## THE REQUEST
Copy out only the lines running from the one that contains "Emit a web page" through the end of the listing. Pictures stay out.

## SUPPLIED ENTRIES
++++
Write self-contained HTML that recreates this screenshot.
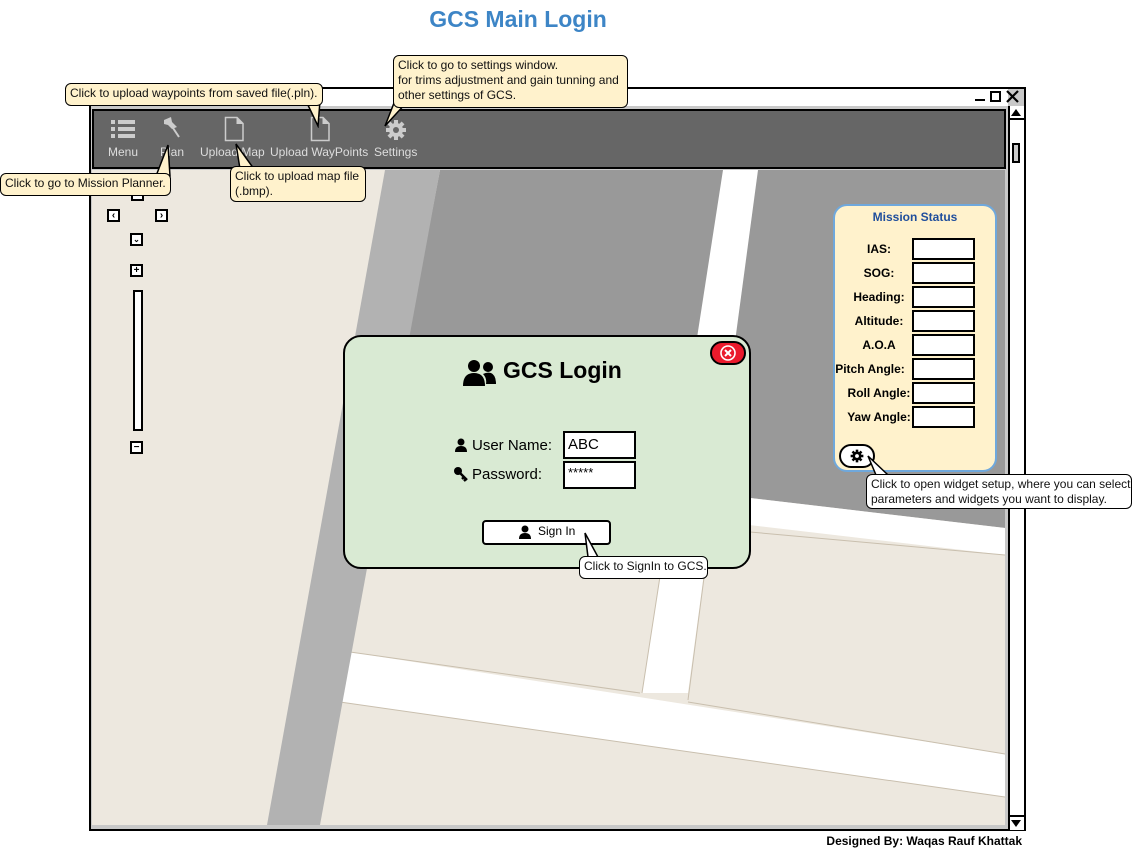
<!DOCTYPE html>
<html><head><meta charset="utf-8"><style>
*{box-sizing:border-box;margin:0;padding:0}
body{width:1133px;height:853px;background:#fff;position:relative;overflow:hidden;font-family:"Liberation Sans",sans-serif;}
.abs{position:absolute}
.tip{position:absolute;background:#fff2cc;border:1.5px solid #000;border-radius:6px;font-size:12px;line-height:15px;padding:2px 4px;color:#111;white-space:nowrap}
.tip.w{background:#fff}
.lbl{position:absolute;font-size:12px;font-weight:bold;text-align:center;width:90px;left:834px}
.box{position:absolute;width:63px;height:22px;border:2px solid #000;background:#fff}
.nav{position:absolute;width:13px;height:13px;border:2px solid #000;background:#fff;font-size:10px;line-height:9px;text-align:center;font-weight:bold}
.tb{position:absolute;top:145px;font-size:12px;color:#ddd}
</style></head><body>
<div class="abs" style="left:0;top:6px;width:1036px;text-align:center;font-size:23px;font-weight:bold;color:#3d85c6">GCS Main Login</div>

<!-- window -->
<div class="abs" style="left:89px;top:87px;width:937px;height:744px;border:2px solid #000;background:#c8c8c8"></div>
<div class="abs" style="left:91px;top:89px;width:917px;height:17px;background:#fff"></div>
<div class="abs" style="left:975px;top:99px;width:10px;height:2px;background:#000"></div>
<div class="abs" style="left:990px;top:91px;width:11px;height:11px;border:2px solid #000"></div>
<svg class="abs" style="left:1006px;top:90px" width="13" height="13"><path d="M1 1 L12 12 M12 1 L1 12" stroke="#000" stroke-width="2.2"/></svg>
<!-- scrollbar -->
<div class="abs" style="left:1008px;top:106px;width:16px;height:724px;background:#fff;border-left:2px solid #000"></div>
<div class="abs" style="left:1008px;top:106px;width:16px;height:14px;border:2px solid #000;border-right:none;border-top:none;background:#fff"></div>
<div class="abs" style="left:1011px;top:109px;width:0;height:0;border-left:5px solid transparent;border-right:5px solid transparent;border-bottom:7px solid #000"></div>
<div class="abs" style="left:1012px;top:143px;width:8px;height:20px;border:2px solid #000;background:#ccc"></div>
<div class="abs" style="left:1008px;top:815px;width:16px;height:15px;border-top:2px solid #000;border-left:2px solid #000"></div>
<div class="abs" style="left:1011px;top:820px;width:0;height:0;border-left:5px solid transparent;border-right:5px solid transparent;border-top:7px solid #000"></div>

<!-- toolbar -->
<div class="abs" style="left:92px;top:109px;width:914px;height:60px;background:#666;border:2px solid #000"></div>
<svg class="abs" style="left:108px;top:118px" width="30" height="22"><g fill="#ccc"><rect x="3" y="2" width="4" height="4"/><rect x="10" y="2" width="17" height="4"/><rect x="3" y="9" width="4" height="4"/><rect x="10" y="9" width="17" height="4"/><rect x="3" y="16" width="4" height="4"/><rect x="10" y="16" width="17" height="4"/></g></svg>
<svg class="abs" style="left:160px;top:116px" width="24" height="26"><path d="M4 4 L11 1 L12 6 L17 11 L12 13 L8 9 L4 8 Z" fill="#ccc"/><path d="M13 12 L19 21" stroke="#ccc" stroke-width="2"/></svg>
<svg class="abs" style="left:224px;top:116px" width="22" height="26"><path d="M1.5 1.5 H13 L19 7.5 V24.5 H1.5 Z" fill="none" stroke="#ccc" stroke-width="1.5"/><path d="M13 1.5 V7.5 H19" fill="#ccc" stroke="#ccc"/></svg>
<svg class="abs" style="left:310px;top:116px" width="22" height="26"><path d="M1.5 1.5 H13 L19 7.5 V24.5 H1.5 Z" fill="none" stroke="#ccc" stroke-width="1.5"/><path d="M13 1.5 V7.5 H19" fill="#ccc" stroke="#ccc"/></svg>
<svg class="abs" style="left:385px;top:119px" width="22" height="22" viewBox="0 0 22 22"><g fill="#ccc"><circle cx="11" cy="11" r="7"/><rect x="9" y="1" width="4" height="20"/><rect x="1" y="9" width="20" height="4"/><rect x="9" y="1" width="4" height="20" transform="rotate(45 11 11)"/><rect x="9" y="1" width="4" height="20" transform="rotate(-45 11 11)"/></g><circle cx="11" cy="11" r="3" fill="#666"/></svg>
<div class="tb" style="left:108px">Menu</div>
<div class="tb" style="left:160px">Plan</div>
<div class="tb" style="left:200px">Upload Map</div>
<div class="tb" style="left:270px">Upload WayPoints</div>
<div class="tb" style="left:374px">Settings</div>

<!-- map -->
<svg class="abs" style="left:92px;top:170px" width="913" height="655" viewBox="92 170 913 655">
<rect x="92" y="170" width="913" height="655" fill="#ede8df"/>
<polygon points="440,170 1005,170 1005,528 386,455" fill="#999"/>
<polygon points="386,455 1005,528 1005,555 383,482" fill="#fff"/>
<polygon points="723,170 758,170 688,693 642,693" fill="#fff"/>
<polygon points="350,652 1005,754 1005,797 340,702" fill="#fff"/>
<path d="M350 652 L640 693 M688 702 L1005 754 M340 702 L1005 797 M642 693 L661 570 M688 700 L705 570 M750 532 L1005 555" stroke="#c9bfae" stroke-width="1" fill="none"/>
<polygon points="385,170 440,170 320,825 267,825" fill="#b2b2b2"/>
</svg>

<!-- nav -->
<div class="nav" style="left:131px;top:186px;height:15px;border-top:none"></div>
<div class="nav" style="left:107px;top:209px">‹</div>
<div class="nav" style="left:155px;top:209px">›</div>
<div class="nav" style="left:130px;top:233px;font-size:8px">⌄</div>
<div class="nav" style="left:130px;top:264px">+</div>
<div class="abs" style="left:133px;top:290px;width:10px;height:141px;border:2px solid #000;background:#fff"></div>
<div class="nav" style="left:130px;top:441px">−</div>

<!-- mission status -->
<div class="abs" style="left:833px;top:204px;width:164px;height:268px;background:#fff2cc;border:2px solid #6fa8dc;border-radius:14px"></div>
<div class="abs" style="left:833px;top:210px;width:164px;text-align:center;font-size:12px;font-weight:bold;color:#1f4e9c">Mission Status</div>
<div class="lbl" style="top:242px">IAS:</div>
<div class="lbl" style="top:266px">SOG:</div>
<div class="lbl" style="top:290px">Heading:</div>
<div class="lbl" style="top:314px">Altitude:</div>
<div class="lbl" style="top:338px">A.O.A</div>
<div class="lbl" style="top:362px;left:825px;width:90px">Pitch Angle:</div>
<div class="lbl" style="top:386px">Roll Angle:</div>
<div class="lbl" style="top:410px">Yaw Angle:</div>
<div class="box" style="left:912px;top:238px"></div>
<div class="box" style="left:912px;top:262px"></div>
<div class="box" style="left:912px;top:286px"></div>
<div class="box" style="left:912px;top:310px"></div>
<div class="box" style="left:912px;top:334px"></div>
<div class="box" style="left:912px;top:358px"></div>
<div class="box" style="left:912px;top:382px"></div>
<div class="box" style="left:912px;top:406px"></div>
<div class="abs" style="left:839px;top:444px;width:36px;height:24px;border:2px solid #000;border-radius:12px;background:#fff"></div>
<svg class="abs" style="left:850px;top:449px" width="14" height="14" viewBox="0 0 22 22"><g fill="#000"><circle cx="11" cy="11" r="7"/><rect x="9" y="1" width="4" height="20"/><rect x="1" y="9" width="20" height="4"/><rect x="9" y="1" width="4" height="20" transform="rotate(45 11 11)"/><rect x="9" y="1" width="4" height="20" transform="rotate(-45 11 11)"/></g><circle cx="11" cy="11" r="3" fill="#fff"/></svg>
<svg class="abs" style="left:866px;top:455px" width="30" height="22"><polygon points="2,1 22,20 10,20" fill="#fff" stroke="#000" stroke-width="1.5"/></svg>
<div class="tip w" style="left:866px;top:474px;width:266px;height:35px">Click to open widget setup, where you can select<br>parameters and widgets you want to display.</div>

<!-- login dialog -->
<div class="abs" style="left:343px;top:335px;width:408px;height:234px;background:#d9ead3;border:2px solid #000;border-radius:18px"></div>
<div class="abs" style="left:710px;top:341px;width:36px;height:24px;background:#ea1a2c;border:2px solid #000;border-radius:12px"></div>
<svg class="abs" style="left:718px;top:343px" width="20" height="20"><circle cx="10" cy="10" r="7" fill="none" stroke="#fff" stroke-width="1.6"/><path d="M7 7 L13 13 M13 7 L7 13" stroke="#fff" stroke-width="2"/></svg>
<svg class="abs" style="left:463px;top:358px" width="34" height="30"><g fill="#000"><circle cx="11" cy="8" r="6"/><path d="M0 28 Q0 15 11 15 Q22 15 22 28 Z"/><circle cx="25" cy="9" r="5"/><path d="M20 16 Q24 14 28 15 Q33 17 33 26 L23 26 Q24 20 20 16 Z"/></g></svg>
<div class="abs" style="left:503px;top:357px;font-size:23px;font-weight:bold">GCS Login</div>
<svg class="abs" style="left:455px;top:438px" width="12" height="14"><circle cx="6" cy="4" r="3.5"/><path d="M0 14 Q0 8 6 8 Q12 8 12 14 Z"/></svg>
<div class="abs" style="left:472px;top:437px;font-size:15px">User Name:</div>
<svg class="abs" style="left:453px;top:466px" width="16" height="16"><circle cx="5" cy="5" r="4"/><path d="M7 7 L14 14 M11 11 L9 13 M13 13 L11 15" stroke="#000" stroke-width="2.4"/></svg>
<div class="abs" style="left:472px;top:466px;font-size:15px">Password:</div>
<div class="abs" style="left:563px;top:431px;width:73px;height:28px;border:2px solid #000;background:#fff;font-size:15px;padding:3px 3px">ABC</div>
<div class="abs" style="left:563px;top:461px;width:73px;height:28px;border:2px solid #000;background:#fff;font-size:13px;padding:2px 3px">*****</div>
<div class="abs" style="left:482px;top:520px;width:129px;height:25px;border:2px solid #000;background:#fff;border-radius:4px"></div>
<svg class="abs" style="left:519px;top:525px" width="12" height="14"><circle cx="6" cy="4" r="3.5"/><path d="M0 14 Q0 8 6 8 Q12 8 12 14 Z"/></svg>
<div class="abs" style="left:538px;top:524px;font-size:12px">Sign In</div>
<svg class="abs" style="left:580px;top:531px" width="30" height="30"><polygon points="5,2 18,26 8,26" fill="#fff" stroke="#000" stroke-width="1.5"/></svg>
<div class="tip w" style="left:579px;top:556px;width:129px;height:23px">Click to SignIn to GCS.</div>

<!-- yellow tooltips -->
<svg class="abs" style="left:300px;top:100px" width="30" height="28"><polygon points="6,1 20,1 18,26" fill="#fff2cc" stroke="#000" stroke-width="1.5"/></svg>
<div class="tip" style="left:65px;top:83px;width:258px;height:23px">Click to upload waypoints from saved file(.pln).</div>
<svg class="abs" style="left:380px;top:102px" width="30" height="28"><polygon points="14,1 26,1 5,24" fill="#fff2cc" stroke="#000" stroke-width="1.5"/></svg>
<div class="tip" style="left:393px;top:55px;width:235px;height:53px">Click to go to settings window.<br>for trims adjustment and gain tunning and<br>other settings of GCS.</div>
<svg class="abs" style="left:150px;top:140px" width="30" height="40"><polygon points="18,5 20,36 6,36" fill="#fff2cc" stroke="#000" stroke-width="1.5"/></svg>
<div class="tip" style="left:0;top:173px;width:171px;height:23px">Click to go to Mission Planner.</div>
<svg class="abs" style="left:230px;top:140px" width="30" height="32"><polygon points="6,4 24,29 10,29" fill="#fff2cc" stroke="#000" stroke-width="1.5"/></svg>
<div class="tip" style="left:230px;top:166px;width:136px;height:36px">Click to upload map file<br>(.bmp).</div>

<div class="abs" style="left:800px;top:834px;width:222px;text-align:right;font-size:12px;font-weight:bold">Designed By: Waqas Rauf Khattak</div>
</body></html>
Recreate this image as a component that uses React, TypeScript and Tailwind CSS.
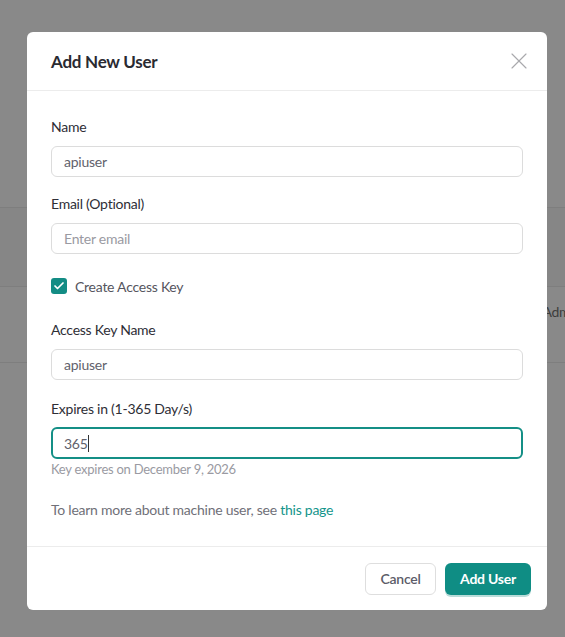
import React from 'react';
import { X, Check } from 'lucide-react';

const Field: React.FC<{ label: string; value?: string; placeholder?: string; focused?: boolean }> = ({ label, value, placeholder, focused }) => (
    <div className="flex flex-col">
        <label className="text-[14px] leading-5 text-[#2e2e36]">{label}</label>
        <div
            className={
                focused
                    ? 'mt-[8px] h-[32px] rounded-md border-2 border-[#148f86] px-[11px] flex items-center'
                    : 'mt-[9px] h-[31px] rounded-md border border-[#dcdcdc] px-3 flex items-center'
            }
        >
            {value ? (
                <span className="text-[14px] text-[#62626c]">
                    {value}
                    {focused && <span className="inline-block w-px h-[17px] bg-[#333] align-middle -mt-[2px]"></span>}
                </span>
            ) : (
                <span className="text-[14px] text-[#9a9aa2]">{placeholder}</span>
            )}
        </div>
    </div>
);

export default function App() {
    return (
        <div className="relative w-[565px] h-[637px] overflow-hidden bg-[#898989] font-['Lato',sans-serif] tracking-[-0.25px]">
            {/* page behind the overlay */}
            <div className="flex flex-col">
                <div className="h-[207px]"></div>
                <div className="h-[79px] border-t border-[#7e7e7e] bg-[#868686]"></div>
                <div className="h-[76px] border-t border-[#7e7e7e] flex items-start justify-end pt-[15px]">
                    <span className="text-[14px] leading-5 text-[#3d3d3d] -mr-[16px]">Admin</span>
                </div>
                <div className="border-t border-[#7e7e7e]"></div>
            </div>

            {/* Modal */}
            <div className="absolute left-[27px] top-[32px] w-[520px] h-[578px] bg-white rounded-md flex flex-col">
                <div className="h-[59px] px-6 flex items-center justify-between border-b border-[#ececec]">
                    <h2 className="text-[17px] font-bold text-[#2a2a31] mt-[1px]">Add New User</h2>
                    <X className="w-[28px] h-[28px] text-[#a9a9ad] -mr-[10px]" strokeWidth={1} />
                </div>

                <div className="flex-1 px-6 pt-[26px] flex flex-col">
                    <Field label="Name" value="apiuser" />
                    <div className="mt-[17px]">
                        <Field label="Email (Optional)" placeholder="Enter email" />
                    </div>
                    <div className="mt-[24px] flex items-center gap-[8px] h-4">
                        <span className="w-4 h-4 rounded-[3px] bg-[#138c84] flex items-center justify-center">
                            <Check className="w-3 h-3 text-white" strokeWidth={3.5} />
                        </span>
                        <span className="text-[14px] text-[#55555e]">Create Access Key</span>
                    </div>
                    <div className="mt-[26px]">
                        <Field label="Access Key Name" value="apiuser" />
                    </div>
                    <div className="mt-[19px]">
                        <Field label="Expires in (1-365 Day/s)" value="365" focused />
                    </div>
                    <p className="mt-[2px] text-[13px] leading-4 text-[#9a9aa2]">Key expires on December 9, 2026</p>
                    <p className="mt-[23px] text-[14px] leading-5 text-[#707078]">
                        To learn more about machine user, see <span className="text-[#14958b]">this page</span>
                    </p>
                </div>

                <div className="h-[64px] border-t border-[#ececec] px-4 flex items-center justify-end gap-[9px]">
                    <button className="h-[32px] w-[71px] rounded-md border border-[#dedede] text-[14px] font-semibold text-[#5c5c68]">Cancel</button>
                    <button className="h-[32px] w-[86px] rounded-md bg-[#0f8d84] text-[14px] font-bold text-white shadow-[0_2px_0_#b9dcd9]">Add User</button>
                </div>
            </div>
        </div>
    );
}
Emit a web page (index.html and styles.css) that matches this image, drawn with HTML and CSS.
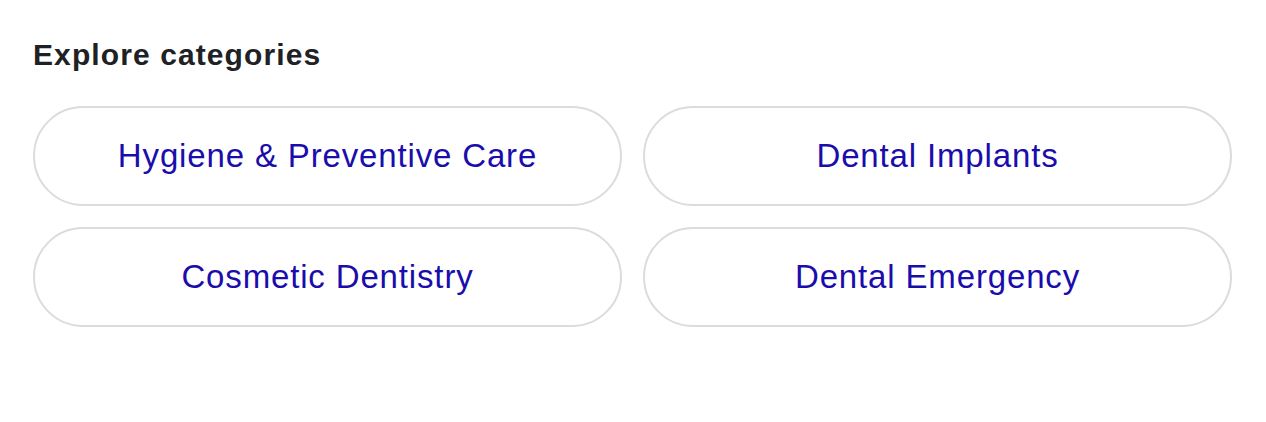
FILE: index.html
```html
<!DOCTYPE html>
<html lang="en">
<head>
<meta charset="utf-8">
<title>Explore categories</title>
<link rel="stylesheet" href="styles.css">
</head>
<body>
  <section class="categories">
    <h2 class="title">Explore categories</h2>
    <div class="grid">
      <a class="pill" href="#">Hygiene &amp; Preventive Care</a>
      <a class="pill" href="#">Dental Implants</a>
      <a class="pill" href="#">Cosmetic Dentistry</a>
      <a class="pill" href="#">Dental Emergency</a>
    </div>
  </section>
</body>
</html>
```
FILE: styles.css
```css
html, body {
  margin: 0;
  padding: 0;
  background: #ffffff;
}
body {
  font-family: "Liberation Sans", Arial, sans-serif;
}
.categories {
  padding: 38px 34px 0 33px;
}
.title {
  margin: 0 0 34px 0;
  font-size: 30px;
  font-weight: 700;
  line-height: 34px;
  letter-spacing: 1.1px;
  color: #202124;
}
.grid {
  display: grid;
  grid-template-columns: 1fr 1fr;
  column-gap: 21px;
  row-gap: 21px;
}
.pill {
  display: flex;
  align-items: center;
  justify-content: center;
  height: 100px;
  box-sizing: border-box;
  border: 2px solid #dadce0;
  border-radius: 50px;
  font-size: 33px;
  letter-spacing: 0.85px;
  color: #1a0dab;
  text-decoration: none;
}
```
++++
## RESPONSE BELOW
Emit a web page (index.html and styles.css) that matches this image, drawn with HTML and CSS.
FILE: index.html
```html
<!DOCTYPE html>
<html lang="en">
<head>
<meta charset="utf-8">
<title>Explore categories</title>
<link rel="stylesheet" href="styles.css">
</head>
<body>
  <section class="categories">
    <h2 class="title">Explore categories</h2>
    <div class="grid">
      <a class="pill" href="#">Hygiene &amp; Preventive Care</a>
      <a class="pill" href="#">Dental Implants</a>
      <a class="pill" href="#">Cosmetic Dentistry</a>
      <a class="pill" href="#">Dental Emergency</a>
    </div>
  </section>
</body>
</html>
```
FILE: styles.css
```css
html, body {
  margin: 0;
  padding: 0;
  background: #ffffff;
}
body {
  font-family: "Liberation Sans", Arial, sans-serif;
}
.categories {
  padding: 38px 34px 0 33px;
}
.title {
  margin: 0 0 34px 0;
  font-size: 30px;
  font-weight: 700;
  line-height: 34px;
  letter-spacing: 1.1px;
  color: #202124;
}
.grid {
  display: grid;
  grid-template-columns: 1fr 1fr;
  column-gap: 21px;
  row-gap: 21px;
}
.pill {
  display: flex;
  align-items: center;
  justify-content: center;
  height: 100px;
  box-sizing: border-box;
  border: 2px solid #dadce0;
  border-radius: 50px;
  font-size: 33px;
  letter-spacing: 0.85px;
  color: #1a0dab;
  text-decoration: none;
}
```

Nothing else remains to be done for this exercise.